Titans and monsters cause trouble once again in “Wrath of the Titans,” the sequel to the 2010 “Clash of the Titans.” Though there are plenty of creatures and giants, they make a mess of both Greece and the movie as they stumble on screen.

Perseus (Sam Worthington), the half-human, half-god son of Zeus (Liam Neeson), is content living the life of an ordinary mortal in a seaside village. But as the power of the gods wane, Hades (Ralph Fiennes) and Ares (Edgar Ramirez) betray the gods and capture Zeus to sacrifice him and unleash the titan Kronos from his prison in Tartarus. Before Kronos and the fiends of Tartarus unleash chaos on the world, Perseus must save his father and find the pieces to a mythical weapon.

This movie is all about the action. After a brief reintroduction to the hero from the first film, “Wrath of the Titans,” the new movie jumps quickly from monster fight to monster fight with little time for any development. There is no time to map and savor the characters or the conflicts between them, which is the film’s main issue.

Except for a few quick lines explaining the back-story, exploration of the main characters is left by the wayside. The characters are all too busy fighting one another to reveal any substantial story behind them. Agenor (Toby Kebbell) is a rogue and son of Poseidon, but beyond that the audience learns hardly anything about him and just goes along with Perseus’ quest. This makes the performances not only shallow, but forced.

For the most part, the sets and locations of the film all have a very similar appearance to a dusty, desolate wasteland. The Greek buildings already look like battered ruins. So many locations have sandy ground and rocky ledges that it’s perplexing how any human can live there, let alone entire armies and civilizations.
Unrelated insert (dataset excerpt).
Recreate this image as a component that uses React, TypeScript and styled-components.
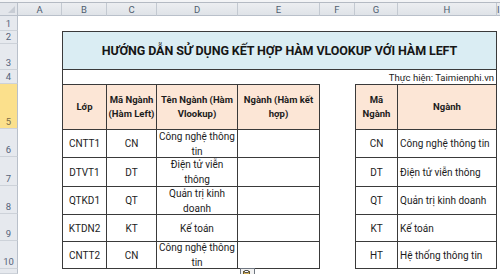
import React from "react";
import styled, { createGlobalStyle } from "styled-components";

const GlobalStyle = createGlobalStyle`
  html, body {
    margin: 0;
    padding: 0;
    background: #ffffff;
  }
  body {
    font-family: Roboto, "Noto Sans", "Liberation Sans", sans-serif;
  }
`;

const Sheet = styled.div`
  position: relative;
  width: 500px;
  height: 274px;
  overflow: hidden;
  display: grid;
  grid-template-columns: 18px 44px 45px 50px 81px 82px 35px 43px 99px 1fr;
  grid-template-rows: 3px 13px 15px 13px 26px 14px 45px 28px 29px 28px 27px 28px 1fr;
  background: #ffffff;
  color: #1c1c1c;
`;

const TopStrip = styled.div`
  grid-column: 1 / -1;
  grid-row: 1;
  background: #f3f4f6;
  border-bottom: 1px solid #b4bac3;
`;

const Corner = styled.div`
  grid-column: 1;
  grid-row: 2;
  position: relative;
  background: #e3e6eb;
  border-right: 1px solid #b9c0ca;
  border-bottom: 1px solid #b9c0ca;

  &::after {
    content: "";
    position: absolute;
    right: 2px;
    bottom: 2px;
    border-left: 7px solid transparent;
    border-bottom: 7px solid #c7ccd4;
  }
`;

const ColHead = styled.div<{ $col: number }>`
  grid-column: ${(p) => p.$col};
  grid-row: 2;
  display: flex;
  align-items: center;
  justify-content: center;
  background: linear-gradient(#eceef1, #dfe3e8);
  border-right: 1px solid #c3c9d1;
  border-bottom: 1px solid #b9c0ca;
  font-size: 9.5px;
  color: #4e5d70;
`;

const RowHead = styled.div<{ $row: number; $active?: boolean }>`
  grid-column: 1;
  grid-row: ${(p) => p.$row};
  display: flex;
  align-items: flex-end;
  justify-content: center;
  padding-bottom: 1px;
  box-sizing: border-box;
  background: ${(p) => (p.$active ? "#fbe08c" : "#e6e9ee")};
  border-right: 1px solid #b9c0ca;
  border-bottom: 1px solid #cdd2d9;
  font-size: 9.5px;
  color: ${(p) => (p.$active ? "#7a6c48" : "#55637a")};
`;

const TitleCell = styled.div`
  grid-column: 3 / 10;
  grid-row: 4 / 6;
  display: flex;
  align-items: center;
  justify-content: center;
  background: #daedf3;
  border: 1px solid #3a3a3a;
  font-size: 12.5px;
  font-weight: 700;
  color: #161616;
  letter-spacing: -0.1px;
`;

const CreditCell = styled.div`
  grid-column: 3 / 10;
  grid-row: 6;
  display: flex;
  align-items: center;
  justify-content: flex-end;
  padding-right: 2px;
  border-left: 1px solid #3a3a3a;
  border-right: 1px solid #3a3a3a;
  font-size: 9.5px;
  color: #1c1c1c;
`;

const Cell = styled.div<{
  $col: number;
  $row: number;
  $head?: boolean;
  $left?: boolean;
  $alignLeft?: boolean;
}>`
  grid-column: ${(p) => p.$col};
  grid-row: ${(p) => p.$row};
  display: flex;
  align-items: center;
  justify-content: ${(p) => (p.$alignLeft ? "flex-start" : "center")};
  text-align: ${(p) => (p.$alignLeft ? "left" : "center")};
  padding: 0 ${(p) => (p.$alignLeft ? "2px" : "0")};
  box-sizing: border-box;
  white-space: pre-line;
  background: ${(p) => (p.$head ? "#fce6d6" : "#ffffff")};
  border-top: 1px solid #3a3a3a;
  border-right: 1px solid #3a3a3a;
  border-left: ${(p) => (p.$left ? "1px solid #3a3a3a" : "none")};
  border-bottom: ${(p) => (p.$row === 12 ? "1px solid #3a3a3a" : "none")};
  font-size: ${(p) => (p.$head ? "9.5px" : "10px")};
  font-weight: ${(p) => (p.$head ? 700 : 400)};
  line-height: ${(p) => (p.$head ? "14px" : "15px")};
  color: #1c1c1c;
`;

const PasteButton = styled.div`
  position: absolute;
  left: 240px;
  top: 268px;
  width: 15px;
  height: 12px;
  box-sizing: border-box;
  border: 1px solid #6f7680;
  background: #f3f3f3;
  display: flex;
  align-items: flex-start;
  justify-content: center;
  padding-top: 1px;
`;

const columns = ["A", "B", "C", "D", "E", "F", "G", "H", "I"];

const headers = [
  { col: 3, text: "Lớp", left: true },
  { col: 4, text: "Mã Ngành\n(Hàm Left)" },
  { col: 5, text: "Tên Ngành (Hàm\nVlookup)" },
  { col: 6, text: "Ngành (Hàm kết\nhợp)" },
  { col: 8, text: "Mã\nNgành", left: true },
  { col: 9, text: "Ngành" },
];

const mainRows = [
  ["CNTT1", "CN", "Công nghệ thông\ntin"],
  ["DTVT1", "DT", "Điện tử viễn\nthông"],
  ["QTKD1", "QT", "Quản trị kinh\ndoanh"],
  ["KTDN2", "KT", "Kế toán"],
  ["CNTT2", "CN", "Công nghệ thông\ntin"],
];

const lookupRows = [
  ["CN", "Công nghệ thông tin"],
  ["DT", "Điện tử viễn thông"],
  ["QT", "Quản trị kinh doanh"],
  ["KT", "Kế toán"],
  ["HT", "Hệ thống thông tin"],
];

export default function App() {
  return (
    <>
      <GlobalStyle />
      <Sheet>
        <TopStrip />
        <Corner />
        {columns.map((c, i) => (
          <ColHead key={c} $col={i + 2}>
            {c}
          </ColHead>
        ))}
        {Array.from({ length: 11 }, (_, i) => (
          <RowHead key={i} $row={i + 3} $active={i === 4}>
            {i < 10 ? i + 1 : ""}
          </RowHead>
        ))}

        <TitleCell>HƯỚNG DẪN SỬ DỤNG KẾT HỢP HÀM VLOOKUP VỚI HÀM LEFT</TitleCell>
        <CreditCell>Thực hiện: Taimienphi.vn</CreditCell>

        {headers.map((h) => (
          <Cell key={h.col} $col={h.col} $row={7} $head $left={h.left}>
            {h.text}
          </Cell>
        ))}

        {mainRows.map(([lop, ma, ten], i) => (
          <React.Fragment key={lop}>
            <Cell $col={3} $row={i + 8} $left>
              {lop}
            </Cell>
            <Cell $col={4} $row={i + 8}>
              {ma}
            </Cell>
            <Cell $col={5} $row={i + 8}>
              {ten}
            </Cell>
            <Cell $col={6} $row={i + 8} />
          </React.Fragment>
        ))}

        {lookupRows.map(([ma, nganh], i) => (
          <React.Fragment key={ma}>
            <Cell $col={8} $row={i + 8} $left>
              {ma}
            </Cell>
            <Cell $col={9} $row={i + 8} $alignLeft>
              {nganh}
            </Cell>
          </React.Fragment>
        ))}

        <PasteButton>
          <svg width="9" height="9" viewBox="0 0 9 9">
            <rect x="0.5" y="1.5" width="6" height="7" fill="#d9b45a" stroke="#6b5a2a" strokeWidth="1" />
            <rect x="2" y="0.5" width="3" height="2" fill="#ffffff" stroke="#555" strokeWidth="1" />
          </svg>
        </PasteButton>
      </Sheet>
    </>
  );
}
It does not matter whether the world is saved — the land is already bleak and barren after Kronos rampages through it.

The storyline of “Wrath of the
Titans” is essentially a carbon copy of its predecessor. Perseus starts out living an ordinary human life in both films, and he fights hideous humanoid monsters, a tragically flawed superhuman rival and a colossal monster in both as well. Perseus has to seek advice from mysterious mythical characters to find an ancient superweapon to defeat evil. It does not take long for the number of direct parallels between the two films to become tiring.

Some of the monsters, such as the stampeding Chimera or the monumentally large lava titan, Kronos, may look impressive, but others appear cheap or difficult to distinguish. The Minotaur especially is very hard to see in the dark depths of the labyrinth.

The fights against the monsters leave much to be desired. The sword work can feel very choppy and slow. Other fights are so poorly shot that it is difficult to discern just how Perseus got the chains around the Chimera’s neck or how many poorly animated CGI Cyclops are attacking the group.

Overall, “Wrath of the Titans” falters and falls short in its character and story development, and the fights and settings are dull. Like the powers of the Greek gods in the film, “Clash of the Titans” shows many sides of fading by its second installment.